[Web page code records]
'''
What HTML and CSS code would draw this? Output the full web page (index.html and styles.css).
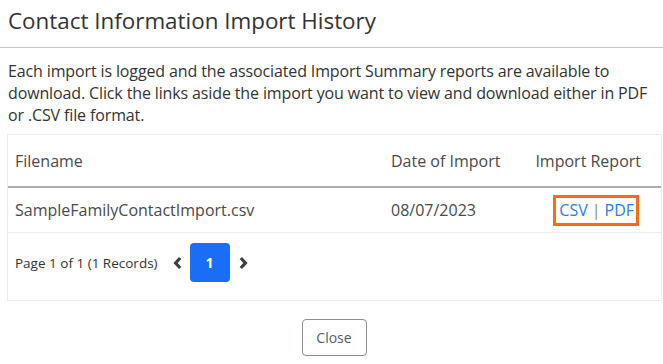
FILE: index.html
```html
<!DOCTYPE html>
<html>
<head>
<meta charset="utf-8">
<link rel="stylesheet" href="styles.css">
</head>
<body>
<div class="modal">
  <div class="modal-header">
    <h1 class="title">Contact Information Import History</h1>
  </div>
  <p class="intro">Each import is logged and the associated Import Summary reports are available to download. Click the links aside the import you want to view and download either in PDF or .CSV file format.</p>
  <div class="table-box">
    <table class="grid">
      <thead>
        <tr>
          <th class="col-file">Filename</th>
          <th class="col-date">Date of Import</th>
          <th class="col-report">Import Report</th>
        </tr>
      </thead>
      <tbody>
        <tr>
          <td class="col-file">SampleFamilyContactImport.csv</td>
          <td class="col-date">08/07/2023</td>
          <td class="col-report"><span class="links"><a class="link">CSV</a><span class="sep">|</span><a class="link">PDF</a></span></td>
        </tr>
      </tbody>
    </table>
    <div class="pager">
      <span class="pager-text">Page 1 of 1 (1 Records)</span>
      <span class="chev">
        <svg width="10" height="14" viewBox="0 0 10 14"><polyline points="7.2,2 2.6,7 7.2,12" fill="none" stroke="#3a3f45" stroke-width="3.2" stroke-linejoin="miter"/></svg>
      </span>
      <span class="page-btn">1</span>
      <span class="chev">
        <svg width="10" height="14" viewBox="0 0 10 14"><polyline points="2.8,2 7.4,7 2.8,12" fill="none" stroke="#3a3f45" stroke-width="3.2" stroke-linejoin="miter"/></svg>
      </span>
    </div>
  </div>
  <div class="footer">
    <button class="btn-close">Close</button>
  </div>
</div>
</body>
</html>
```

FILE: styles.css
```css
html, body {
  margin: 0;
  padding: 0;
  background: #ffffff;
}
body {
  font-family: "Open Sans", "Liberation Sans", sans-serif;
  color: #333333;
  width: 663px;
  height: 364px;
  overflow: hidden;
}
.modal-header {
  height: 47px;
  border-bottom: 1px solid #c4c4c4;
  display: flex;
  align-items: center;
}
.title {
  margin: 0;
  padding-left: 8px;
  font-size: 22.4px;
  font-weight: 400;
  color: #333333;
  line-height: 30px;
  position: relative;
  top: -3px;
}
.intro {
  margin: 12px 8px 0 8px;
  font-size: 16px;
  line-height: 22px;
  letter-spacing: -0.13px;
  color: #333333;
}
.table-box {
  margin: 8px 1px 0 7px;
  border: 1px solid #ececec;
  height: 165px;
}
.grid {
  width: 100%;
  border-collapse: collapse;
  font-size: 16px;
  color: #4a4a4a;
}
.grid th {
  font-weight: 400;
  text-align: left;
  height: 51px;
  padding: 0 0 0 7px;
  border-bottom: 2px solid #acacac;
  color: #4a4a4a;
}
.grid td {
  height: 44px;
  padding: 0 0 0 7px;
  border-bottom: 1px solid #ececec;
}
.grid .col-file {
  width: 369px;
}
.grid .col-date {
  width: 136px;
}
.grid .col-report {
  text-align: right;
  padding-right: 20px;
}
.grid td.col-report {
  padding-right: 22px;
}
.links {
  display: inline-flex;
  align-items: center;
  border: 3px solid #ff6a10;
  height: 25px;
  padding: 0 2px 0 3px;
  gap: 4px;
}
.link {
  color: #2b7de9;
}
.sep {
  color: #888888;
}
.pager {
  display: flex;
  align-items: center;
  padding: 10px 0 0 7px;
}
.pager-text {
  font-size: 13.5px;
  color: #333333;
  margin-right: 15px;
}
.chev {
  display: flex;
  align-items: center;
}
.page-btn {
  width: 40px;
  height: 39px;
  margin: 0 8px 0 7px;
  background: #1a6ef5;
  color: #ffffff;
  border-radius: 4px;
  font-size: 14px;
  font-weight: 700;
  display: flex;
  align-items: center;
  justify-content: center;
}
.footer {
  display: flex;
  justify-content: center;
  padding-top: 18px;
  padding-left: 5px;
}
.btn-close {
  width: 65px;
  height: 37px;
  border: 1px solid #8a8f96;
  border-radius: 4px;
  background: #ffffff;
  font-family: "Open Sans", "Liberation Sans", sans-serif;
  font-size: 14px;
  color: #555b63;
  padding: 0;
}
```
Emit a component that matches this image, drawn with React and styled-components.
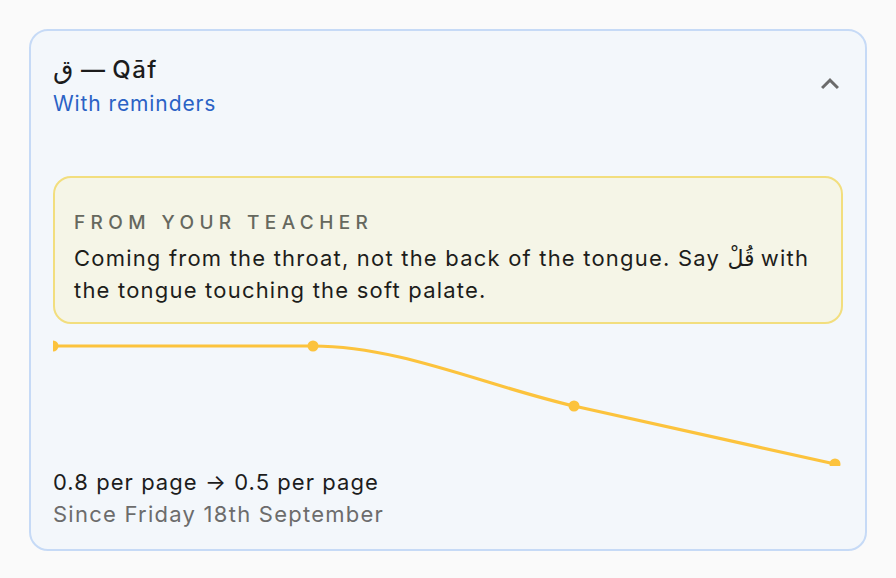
'''
→ Directions:
Identify each line holding the string "this", and copy it out.

→ Finished answer:
What HTML and CSS code would draw this? Output the full web page (index.html and styles.css).
Emit a component that matches this image, drawn with React and styled-components.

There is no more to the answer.